## Precalculus (6th Edition) Blitzer

No, the person who is $5$ feet $8$ inches tall and weighs $135$ pounds is not in the healthy weight region.
It is known that, $1\text{ feet}=\text{12 inches}$ Let us consider height in feet and convert it into inches as shown below: \begin{align} & \text{5 feet 8 inches}=\text{5}\times \text{12 inches}+\text{8inches} \\ & =\text{68 inches} \end{align} The coordinates which define the height and weight of a person are $\left( 68,135 \right)$. So, in order to check whether this point lies in the healthy weight region or not, substitute the coordinates for the x and y variables respectively in both the provided equations as shown below: Put the values in the first equation as given below: \begin{align} & 5.3x-y\ge 180 \\ & 5.3\left( 68 \right)-135\ge 180 \\ & 225.4\ge 180 \end{align} And the inequality holds.
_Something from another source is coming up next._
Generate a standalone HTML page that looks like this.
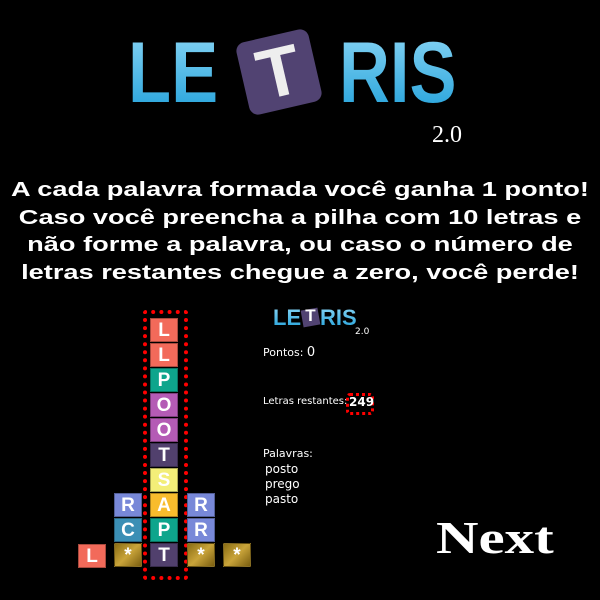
<!DOCTYPE html>
<html><head><meta charset="utf-8"><style>
body{margin:0;width:600px;height:600px;background:#000;position:relative;overflow:hidden;font-family:"Liberation Sans",sans-serif}
.a{position:absolute}
.logo{font-weight:bold;background:linear-gradient(#8fd8f6,#1a9dd8);-webkit-background-clip:text;background-clip:text;color:transparent}
.t{line-height:27.5px;color:#fff;font-weight:bold;font-size:20px;text-align:center;width:460px;left:70px;top:177px;font-family:"Liberation Sans",sans-serif;transform:scaleX(1.36);transform-origin:50% 0;white-space:nowrap}
.c{position:absolute;width:28px;height:24px;color:#fff;font-size:19px;font-weight:bold;text-align:center;line-height:24px;border:1px solid rgba(0,0,0,.3);box-sizing:border-box}
.g{background:linear-gradient(135deg,#8a6d14,#c9a43a,#7a5e10)}
.s{color:#fff;font-size:11px;font-family:"DejaVu Sans",sans-serif}
</style></head><body>
<div class="a logo" style="left:128px;top:24px;font-size:86px;transform:scaleX(0.82);transform-origin:0 0">LE</div>
<div class="a" style="left:242px;top:35px;width:74px;height:74px;background:#514372;border-radius:9px;transform:rotate(-13deg)"></div>
<div class="a" style="left:254px;top:32px;width:50px;font-size:70px;font-weight:bold;color:#eee;text-align:center;transform:rotate(-13deg)">T</div>
<div class="a logo" style="left:339px;top:24px;font-size:86px;transform:scaleX(0.82);transform-origin:0 0">RIS</div>
<div class="a" style="left:432px;top:122px;color:#fff;font-size:24px;font-family:'Liberation Serif',serif">2.0</div>
<div class="a t">A cada palavra formada você ganha 1 ponto!<br>Caso você preencha a pilha com 10 letras e<br>não forme a palavra, ou caso o número de<br>letras restantes chegue a zero, você perde!</div>

<div class="a" style="left:143px;top:310px;width:37px;height:262px;border:4px dotted #f00;border-radius:3px"></div>
<div class="c" style="left:150px;top:318px;background:#f26a5a">L</div>
<div class="c" style="left:150px;top:343px;background:#f26a5a">L</div>
<div class="c" style="left:150px;top:368px;background:#0ea58c">P</div>
<div class="c" style="left:150px;top:393px;background:#b45bb5">O</div>
<div class="c" style="left:150px;top:418px;background:#b45bb5">O</div>
<div class="c" style="left:150px;top:443px;background:#51406d">T</div>
<div class="c" style="left:150px;top:468px;background:#f3ee78">S</div>
<div class="c" style="left:150px;top:493px;background:#f8bc2d">A</div>
<div class="c" style="left:150px;top:518px;background:#0ea58c">P</div>
<div class="c" style="left:150px;top:543px;background:#51406d">T</div>
<div class="c" style="left:114px;top:493px;background:#7888d8">R</div>
<div class="c" style="left:114px;top:518px;background:#3b8fb5">C</div>
<div class="c g" style="left:114px;top:543px">*</div>
<div class="c" style="left:78px;top:544px;background:#f26a5a">L</div>
<div class="c" style="left:187px;top:493px;background:#7888d8">R</div>
<div class="c" style="left:187px;top:518px;background:#7888d8">R</div>
<div class="c g" style="left:187px;top:543px">*</div>
<div class="c g" style="left:223px;top:543px">*</div>

<div class="a logo" style="left:273px;top:305px;font-size:22px">LE</div>
<div class="a" style="left:302px;top:309px;width:17px;height:17px;background:#514372;transform:rotate(-10deg)"></div>
<div class="a" style="left:302px;top:306px;width:17px;text-align:center;color:#fff;font-weight:bold;font-size:17px">T</div>
<div class="a logo" style="left:320px;top:305px;font-size:22px">RIS</div>
<div class="a s" style="left:355px;top:327px;font-size:9px">2.0</div>
<div class="a s" style="left:263px;top:345px">Pontos: <span style="font-size:13px">0</span></div>
<div class="a s" style="left:263px;top:396px;font-size:10px">Letras restantes:</div>
<div class="a" style="left:346px;top:393px;width:22px;height:16px;border:3px dotted #f00;border-radius:4px"></div>
<div class="a s" style="left:349px;top:395px;font-size:12px;font-weight:bold">249</div>
<div class="a s" style="left:263px;top:447px">Palavras:</div>
<div class="a s" style="left:265px;top:462px;font-size:12px;line-height:15px">posto<br>prego<br>pasto</div>

<div class="a" style="left:436px;top:511px;color:#fff;font-size:46px;font-weight:bold;font-family:'Liberation Serif',serif;transform:scaleX(1.28);transform-origin:0 0">Next</div>
</body></html>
Now, put the values in the second equation as given below: \begin{align} & 4.1\left( x \right)-y\le 140 \\ & 4.1\left( 68 \right)-135\le 140 \\ & 143.8\le 140 \end{align} Which is incorrect. Thus, the inequality does not hold. Therefore, both equations are not satisfied by the coordinates of a person's height and weight, which means that the provided point does not lie in the healthy weight region. Hence, a person who is $5$ feet $8$ inches tall and weighs $135$ pounds is not in the healthy weight region.